The Draft Platform for Action is being submitted to the Fourth World Conference on Women in Beijing (Sept. 4-15, 1995) for completion and adoption. The document attempts to speed the removal of continuing obstacles to women's full and equal participation in all spheres of life, to protect women's human rights and to integrate women's concerns into all aspects of national life. The draft platform identifies critical areas of concern (see box) and specifies strategic objectives and actions that should be pursued to address each of these areas. The platform concludes by discussing institutional and financial arrangements for implementation at the national, regional and international levels.
Yes, the platform's 149 pages are too many and its bureaucratic jargon is not easily understood by most of the world's women. Certainly, Beijing is not the location most women would have chosen for the forum, but international diplomatic rotation among regions required that the conference be held in Asia, and apparently only China volunteered to host it. International relations have been dominated by the dilemmas that traditional politics have prioritized. International arms races continue, nuclear terrorism remains a threat, "ethnic cleansing" still soils the world and national problems of drug trafficking have international origins. The Beijing platform addresses anew the harsh realities -- family, community and social discriminations -- that beset the half of humanity called women.
Government delegations at the conference are negotiating the final text of the platform with a view to its implementation in their respective countries. The platform will be a consensus document reflecting the views and aspirations of the 185 member states of the United Nations. The platform compels governments to address the impact of their domestic policies on women and families that women lead. This process of national, international and comparative reflection can only benefit the world's women.
All of the critical areas of concern at Beijing hold the promise to advance understanding of injustices to women.

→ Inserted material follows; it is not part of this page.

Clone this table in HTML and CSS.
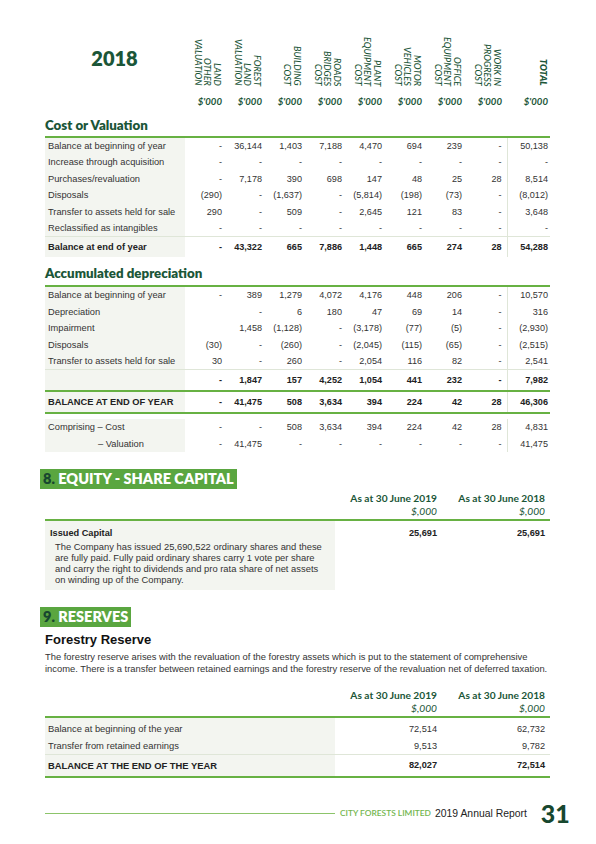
FILE: index.html
```html
<!DOCTYPE html>
<html lang="en">
<head>
  <meta charset="UTF-8">
  <title>Property, plant and equipment</title>
  <link rel="stylesheet" href="styles.css">
</head>
<body>
<div class="page">

  <!-- column headers -->
  <table class="grid head">
    <colgroup>
      <col class="c-label"><col class="c-first">
      <col class="c-n"><col class="c-n"><col class="c-n"><col class="c-n"><col class="c-n"><col class="c-n">
      <col class="c-last"><col class="c-tot">
    </colgroup>
    <tr class="titles">
      <td class="year"><div class="vbox center">2018</div></td>
      <td><div class="vbox"><span class="vert">LAND<br>OTHER<br>VALUATION</span></div></td>
      <td><div class="vbox"><span class="vert">FOREST<br>LAND<br>VALUATION</span></div></td>
      <td><div class="vbox"><span class="vert">BUILDING<br>COST</span></div></td>
      <td><div class="vbox"><span class="vert">ROADS<br>BRIDGES<br>COST</span></div></td>
      <td><div class="vbox"><span class="vert">PLANT<br>EQUIPMENT<br>COST</span></div></td>
      <td><div class="vbox"><span class="vert">MOTOR<br>VEHICLES<br>COST</span></div></td>
      <td><div class="vbox"><span class="vert">OFFICE<br>EQUIPMENT<br>COST</span></div></td>
      <td class="c8"><div class="vbox"><span class="vert">WORK IN<br>PROGRESS<br>COST</span></div></td>
      <td class="tot"><div class="vbox"><span class="vert bold">TOTAL</span></div></td>
    </tr>
    <tr class="units">
      <td></td>
      <td>$'000</td><td>$'000</td><td>$'000</td><td>$'000</td><td>$'000</td>
      <td>$'000</td><td>$'000</td><td class="c8">$'000</td><td class="tot">$'000</td>
    </tr>
  </table>

  <h3 class="sub">Cost or Valuation</h3>
  <table class="grid">
    <colgroup>
      <col class="c-label"><col class="c-first">
      <col class="c-n"><col class="c-n"><col class="c-n"><col class="c-n"><col class="c-n"><col class="c-n">
      <col class="c-last"><col class="c-tot">
    </colgroup>
    <tr><td class="lbl">Balance at beginning of year</td><td>-</td><td>36,144</td><td>1,403</td><td>7,188</td><td>4,470</td><td>694</td><td>239</td><td class="c8">-</td><td class="tot">50,138</td></tr>
    <tr><td class="lbl">Increase through acquisition</td><td>-</td><td>-</td><td>-</td><td>-</td><td>-</td><td>-</td><td>-</td><td class="c8">-</td><td class="tot">-</td></tr>
    <tr><td class="lbl">Purchases/revaluation</td><td>-</td><td>7,178</td><td>390</td><td>698</td><td>147</td><td>48</td><td>25</td><td class="c8">28</td><td class="tot">8,514</td></tr>
    <tr><td class="lbl">Disposals</td><td>(290)</td><td>-</td><td>(1,637)</td><td>-</td><td>(5,814)</td><td>(198)</td><td>(73)</td><td class="c8">-</td><td class="tot">(8,012)</td></tr>
    <tr><td class="lbl">Transfer to assets held for sale</td><td>290</td><td>-</td><td>509</td><td>-</td><td>2,645</td><td>121</td><td>83</td><td class="c8">-</td><td class="tot">3,648</td></tr>
    <tr><td class="lbl">Reclassified as intangibles</td><td>-</td><td>-</td><td>-</td><td>-</td><td>-</td><td>-</td><td>-</td><td class="c8">-</td><td class="tot">-</td></tr>
    <tr class="sum"><td class="lbl">Balance at end of year</td><td>-</td><td>43,322</td><td>665</td><td>7,886</td><td>1,448</td><td>665</td><td>274</td><td class="c8">28</td><td class="tot">54,288</td></tr>
  </table>

  <h3 class="sub sub-second">Accumulated depreciation</h3>
  <table class="grid">
    <colgroup>
      <col class="c-label"><col class="c-first">
      <col class="c-n"><col class="c-n"><col class="c-n"><col class="c-n"><col class="c-n"><col class="c-n">
      <col class="c-last"><col class="c-tot">
    </colgroup>
    <tr><td class="lbl">Balance at beginning of year</td><td>-</td><td>389</td><td>1,279</td><td>4,072</td><td>4,176</td><td>448</td><td>206</td><td class="c8">-</td><td class="tot">10,570</td></tr>
    <tr><td class="lbl">Depreciation</td><td></td><td>-</td><td>6</td><td>180</td><td>47</td><td>69</td><td>14</td><td class="c8">-</td><td class="tot">316</td></tr>
    <tr><td class="lbl">Impairment</td><td></td><td>1,458</td><td>(1,128)</td><td>-</td><td>(3,178)</td><td>(77)</td><td>(5)</td><td class="c8">-</td><td class="tot">(2,930)</td></tr>
    <tr><td class="lbl">Disposals</td><td>(30)</td><td>-</td><td>(260)</td><td>-</td><td>(2,045)</td><td>(115)</td><td>(65)</td><td class="c8">-</td><td class="tot">(2,515)</td></tr>
    <tr><td class="lbl">Transfer to assets held for sale</td><td>30</td><td>-</td><td>260</td><td>-</td><td>2,054</td><td>116</td><td>82</td><td class="c8">-</td><td class="tot">2,541</td></tr>
    <tr class="sum"><td class="lbl"></td><td>-</td><td>1,847</td><td>157</td><td>4,252</td><td>1,054</td><td>441</td><td>232</td><td class="c8">-</td><td class="tot">7,982</td></tr>
    <tr class="grand"><td class="lbl">BALANCE AT END OF YEAR</td><td>-</td><td>41,475</td><td>508</td><td>3,634</td><td>394</td><td>224</td><td>42</td><td class="c8">28</td><td class="tot">46,306</td></tr>
  </table>

  <table class="grid split">
    <colgroup>
      <col class="c-label"><col class="c-first">
      <col class="c-n"><col class="c-n"><col class="c-n"><col class="c-n"><col class="c-n"><col class="c-n">
      <col class="c-last"><col class="c-tot">
    </colgroup>
    <tr><td class="lbl">Comprising – Cost</td><td>-</td><td>-</td><td>508</td><td>3,634</td><td>394</td><td>224</td><td>42</td><td class="c8">28</td><td class="tot">4,831</td></tr>
    <tr><td class="lbl indent">– Valuation</td><td>-</td><td>41,475</td><td>-</td><td>-</td><td>-</td><td>-</td><td>-</td><td class="c8">-</td><td class="tot">41,475</td></tr>
  </table>

  <!-- 8. equity -->
  <div class="sec"><span class="num">8.</span> EQUITY - SHARE CAPITAL</div>
  <table class="note">
    <colgroup><col class="n-label"><col class="n-val"><col class="n-val2"></colgroup>
    <tr class="note-head">
      <th></th>
      <th>As at 30 June 2019<br><i>$,000</i></th>
      <th class="last">As at 30 June 2018<br><i>$,000</i></th>
    </tr>
    <tr class="capital">
      <td class="lbl">
        <div class="cap-title">Issued Capital</div>
        <div class="cap-text">The Company has issued 25,690,522 ordinary shares and these<br>are fully paid. Fully paid ordinary shares carry 1 vote per share<br>and carry the right to dividends and pro rata share of net assets<br>on winding up of the Company.</div>
      </td>
      <td class="bold">25,691</td>
      <td class="bold last">25,691</td>
    </tr>
  </table>

  <!-- 9. reserves -->
  <div class="sec sec-second"><span class="num">9.</span> RESERVES</div>
  <div class="reserve-title">Forestry Reserve</div>
  <p class="reserve-text">The forestry reserve arises with the revaluation of the forestry assets which is put to the statement of comprehensive<br>income. There is a transfer between retained earnings and the forestry reserve of the revaluation net of deferred taxation.</p>
  <table class="note">
    <colgroup><col class="n-label"><col class="n-val"><col class="n-val2"></colgroup>
    <tr class="note-head">
      <th></th>
      <th>As at 30 June 2019<br><i>$,000</i></th>
      <th class="last">As at 30 June 2018<br><i>$,000</i></th>
    </tr>
    <tr class="row first"><td class="lbl">Balance at beginning of the year</td><td>72,514</td><td class="last">62,732</td></tr>
    <tr class="row"><td class="lbl">Transfer from retained earnings</td><td>9,513</td><td class="last">9,782</td></tr>
    <tr class="row total"><td class="lbl">BALANCE AT THE END OF THE YEAR</td><td>82,027</td><td class="last">72,514</td></tr>
  </table>

  <div class="footer">
    <span class="foot-line"></span>
    <span class="foot-brand">CITY FORESTS LIMITED</span>
    <span class="foot-report">2019 Annual Report</span>
    <span class="foot-page">31</span>
  </div>
</div>
</body>
</html>
```

FILE: styles.css
```css
body {
  margin: 0;
  background: #fff;
  font-family: "Liberation Sans", Arial, sans-serif;
  color: #333;
}
.page {
  width: 505px;
  padding: 30px 0 0 45px;
}

/* fixed column grid of the asset table */
.grid {
  width: 505px;
  border-collapse: collapse;
  table-layout: fixed;
}
.c-label { width: 140px; }
.c-first { width: 38px; }
.c-n { width: 40px; }
.c-last { width: 44px; }
.c-tot { width: 43px; }

.grid td {
  padding: 0 1px 0 0;
  text-align: right;
  font-size: 9.1px;
  line-height: 16.4px;
  white-space: nowrap;
}
.grid td.lbl {
  text-align: left;
  padding-left: 3px;
  background: #f3f5f0;
  font-size: 9.3px;
}
.grid td.indent {
  padding-left: 53px;
}
.grid td.c8 {
  padding-right: 5px;
}
.grid td.tot {
  padding-right: 2px;
  border-left: 1px solid #dfe6d8;
}
.grid tr.sum td {
  font-weight: bold;
  line-height: 20px;
  border-top: 1px solid #dfe6d8;
  color: #222;
}
.grid tr.grand td {
  font-weight: bold;
  line-height: 20px;
  border-top: 2px solid #67b143;
  border-bottom: 2px solid #67b143;
  color: #222;
}
.split {
  margin-top: 5px;
}

/* header */
.head td {
  border: none;
  color: #1b5638;
  font-family: Lato, "Liberation Sans", sans-serif;
}
.head td.tot {
  border: none;
}
.head tr.titles td {
  padding: 0 1px 2px 0;
  vertical-align: bottom;
}
.head tr.titles td.c8 {
  padding-right: 5px;
}
.head tr.titles td.tot {
  padding-right: 2px;
}
.vbox {
  height: 54px;
  display: flex;
  align-items: flex-end;
  justify-content: flex-end;
}
.vbox.center {
  align-items: center;
  justify-content: center;
  height: 56px;
  font-size: 20px;
  font-weight: 800;
  line-height: 24px;
}
.vert {
  writing-mode: vertical-rl;
  text-align: end;
  font-size: 9px;
  font-style: italic;
  font-weight: 500;
  line-height: 9.6px;
  white-space: nowrap;
}
.vert.bold {
  font-weight: 800;
}
.head tr.units td {
  padding-top: 8px;
  line-height: 12px;
  font-size: 9.6px;
  font-style: italic;
  font-weight: 700;
}

.sub {
  margin: 9px 0 0 0;
  padding-bottom: 3px;
  border-bottom: 2px solid #67b143;
  font-family: Lato, "Liberation Sans", sans-serif;
  font-size: 13.3px;
  font-weight: 800;
  line-height: 16px;
  color: #1b5638;
}
.sub-second {
  margin-top: 8px;
  padding-bottom: 4px;
}

/* numbered section bars */
.sec {
  display: inline-block;
  margin: 17px 0 0 -5px;
  padding: 2px 3px;
  background: #5aa640;
  color: #fff;
  font-family: Lato, "Liberation Sans", sans-serif;
  font-size: 14.5px;
  font-weight: 800;
  line-height: 16px;
}
.sec .num {
  color: #17472f;
}
.sec-second {
  margin-top: 17px;
}

/* note tables */
.note {
  width: 505px;
  border-collapse: collapse;
  table-layout: fixed;
}
.n-label { width: 290px; }
.n-val { width: 103px; }
.n-val2 { width: 112px; }
.note th {
  padding: 3px 1px 1px 0;
  text-align: right;
  vertical-align: bottom;
  border-bottom: 2px solid #67b143;
  font-family: Lato, "Liberation Sans", sans-serif;
  font-size: 10.2px;
  font-weight: 700;
  line-height: 13px;
  color: #1b5638;
  white-space: nowrap;
}
.note th i {
  font-weight: 400;
}
.note td {
  padding: 0 1px 0 0;
  text-align: right;
  vertical-align: top;
  font-size: 9.2px;
  line-height: 16.4px;
  white-space: nowrap;
}
.note .last {
  padding-right: 5px;
}
.note td.lbl {
  text-align: left;
  padding-left: 3px;
  background: #f3f5f0;
  font-size: 9.4px;
}
.note td.bold {
  padding-top: 6px;
  font-weight: bold;
  line-height: 12px;
  color: #222;
}
.capital td.lbl {
  padding: 6px 0 5px 5px;
}
.cap-title {
  font-size: 9.2px;
  font-weight: bold;
  line-height: 12px;
  color: #222;
}
.cap-text {
  margin-top: 2px;
  padding-left: 5px;
  font-size: 9.4px;
  line-height: 11px;
}
.note tr.first td {
  padding-top: 3px;
}
.note tr.total td {
  font-weight: bold;
  line-height: 21px;
  border-top: 1px solid #dfe6d8;
  border-bottom: 2px solid #67b143;
  color: #222;
}

.reserve-title {
  margin-top: 6px;
  font-size: 13px;
  font-weight: bold;
  line-height: 14px;
  color: #111;
}
.reserve-text {
  margin: 4px 0 0 0;
  font-size: 9.4px;
  line-height: 12px;
  color: #333;
  white-space: nowrap;
}
.reserve-text + .note {
  margin-top: 11px;
}

/* footer */
.footer {
  display: flex;
  align-items: center;
  margin-top: 20px;
  white-space: nowrap;
}
.footer span {
  flex: none;
}
.foot-line {
  width: 290px;
  height: 1px;
  background: #8cc46a;
}
.foot-brand {
  margin-left: 5px;
  font-family: Lato, "Liberation Sans", sans-serif;
  font-size: 8.4px;
  font-weight: 600;
  color: #72b64e;
}
.foot-report {
  margin-left: 4px;
  font-size: 10.4px;
  color: #222;
}
.foot-page {
  margin-left: 14px;
  font-family: Lato, "Liberation Sans", sans-serif;
  font-size: 25px;
  font-weight: 900;
  color: #17472f;
}
```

Three alone are sufficient to illustrate room for improvement in national practice and the need for international recognition of the dangers in which many women live: violence, discrimination against female children and denials of human rights.
The Beijing platform explains that women are subjected to physical violence and sexual abuse that cut across lines of nationality, income, class, culture, race and religion. Publicity given to incidents of domestic violence and ethnic rape does not show even a tip of the horrendous iceberg. Sexual and nonsexual violence and subjugation of women by denial of their reasonable hopes and ambitions to live decently gratify historic lust for power over the powerless. These forms of violence are aspects of the harassment, intimidation and servitude in which women in many countries of the world are forced to live. Traditional institutions of states including elected governments, law-enforcement agencies and religious institutions have been shamefully slow to recognize their neglect of justice for women. Pope John Paul's recent apology for the role of the Catholic Church in marginalizing women is welcome recognition of this injustice.